Hold on! I did not want penalties. What I wanted was preferential treatment for bonds with maturity extensions. But I wanted less preferential treatment than for hard bullets. This is because investors’ liquidity risk generally increases when bond redemption can be postponed. If bonds with maturity extension options are riskier than classic products, then I think it imperative that the former gets a higher risk weighting than the latter.

Risk analysis and risk transfer between the issuer and the investor is very complex. Investors’ liquidity risk with CPTs is undoubtedly higher than with a hard bullet if the issuer is not insolvent but the maturity extension is triggered by an exogenous event. If the maturity extension is due to insolvency or resolution, the same applies provided the cover pool is so well collateralised, and possibly over-collateralised, that the payment obligations under the covered bond programme can be fully met, despite possible fire sales. If this is not the case, however, maturity extensions could reduce investors’ credit risk, and even a hard bullet would involve a liquidity risk.

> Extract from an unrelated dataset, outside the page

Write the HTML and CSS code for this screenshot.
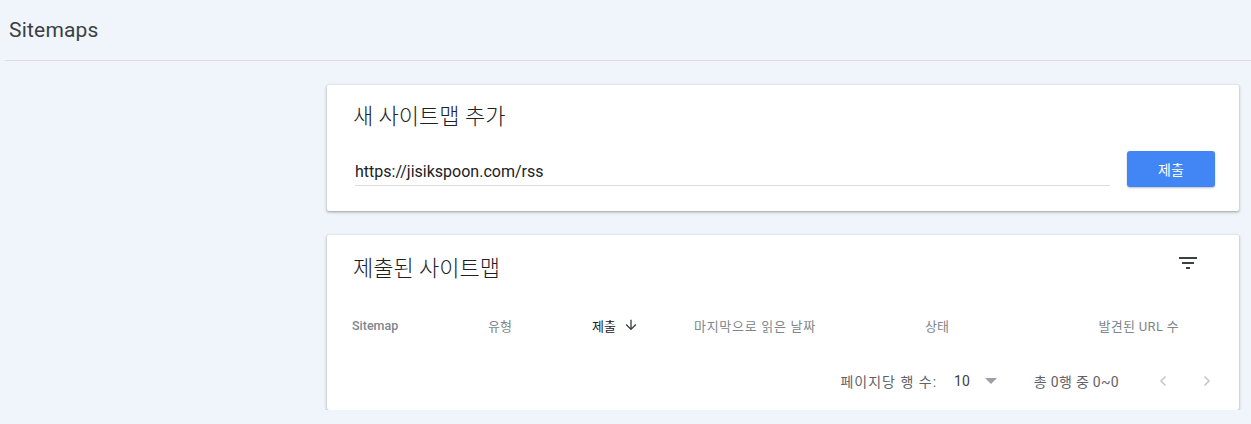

Now, clearly, we want to structure the covered bond so that there is always enough cover in the pool. The case of insufficient coverage would be an unwanted exception, while adequate cover is the rule. Therefore, consistent with the design of our legislation is the assumption that bonds with maturity extensions generally present a higher liquidity risk for investors than hard bullets. And that is why they should have a higher risk weighting.

Christian Walburg

Christian Walburg

Association of German Pfandbrief Banks

Is covered bond harmonisation still at risk of failing? What is the risk that the trilogue will not be completed on time?

Prof. Dr. Bernd Lucke

Prof. Dr. Bernd Lucke

I think it is unlikely that we will not complete the trilogue in good time.